Real-World Lesson: Automation reduces human error, improves efficiency, and allows your team to focus on more strategic tasks. Identify repetitive tasks and automate them wherever possible.
5. Plan for Scalability and Resilience
Production workloads need to handle varying levels of traffic and be resilient to failures. Consider these aspects:
- Horizontal Pod Autoscaling (HPA): Automatically scale the number of your application pods based on observed CPU utilization, memory consumption, or custom metrics.
- Vertical Pod Autoscaling (VPA): Automatically adjust the CPU and memory resources allocated to your pods based on their historical usage. Be aware of its limitations and potential for pod restarts.
- Pod Disruption Budgets (PDBs): Define the minimum number or percentage of replicas of an application that must be available during voluntary disruptions (e.g., node upgrades). This ensures high availability during maintenance.
- Resource Requests and Limits: Properly configure resource requests and limits for your pods to ensure fair resource allocation and prevent noisy neighbor issues.

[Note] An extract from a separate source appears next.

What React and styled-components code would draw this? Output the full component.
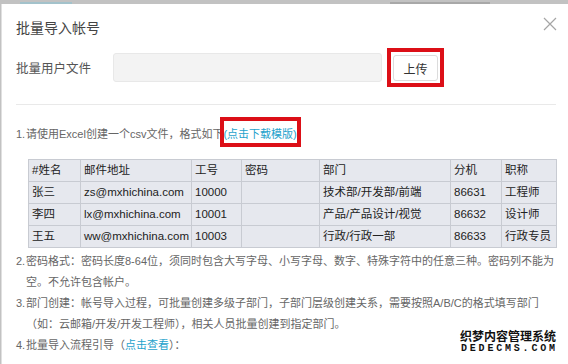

Real-World Lesson: Don’t wait until you’re facing performance issues to think about scalability. Proactively plan for growth and implement autoscaling strategies. Also, design your applications to be resilient to failures by using techniques like retries and circuit breakers.
Conclusion
Running Kubernetes in production is a journey, not a destination. It requires careful planning, continuous learning, and a focus on best practices. By paying attention to your infrastructure, implementing robust monitoring, prioritizing security, embracing automation, and planning for scalability and resilience, you can build a stable and reliable platform for your critical applications. Remember that every production environment is unique, so continuously evaluate and adapt your strategies based on your specific needs and experiences.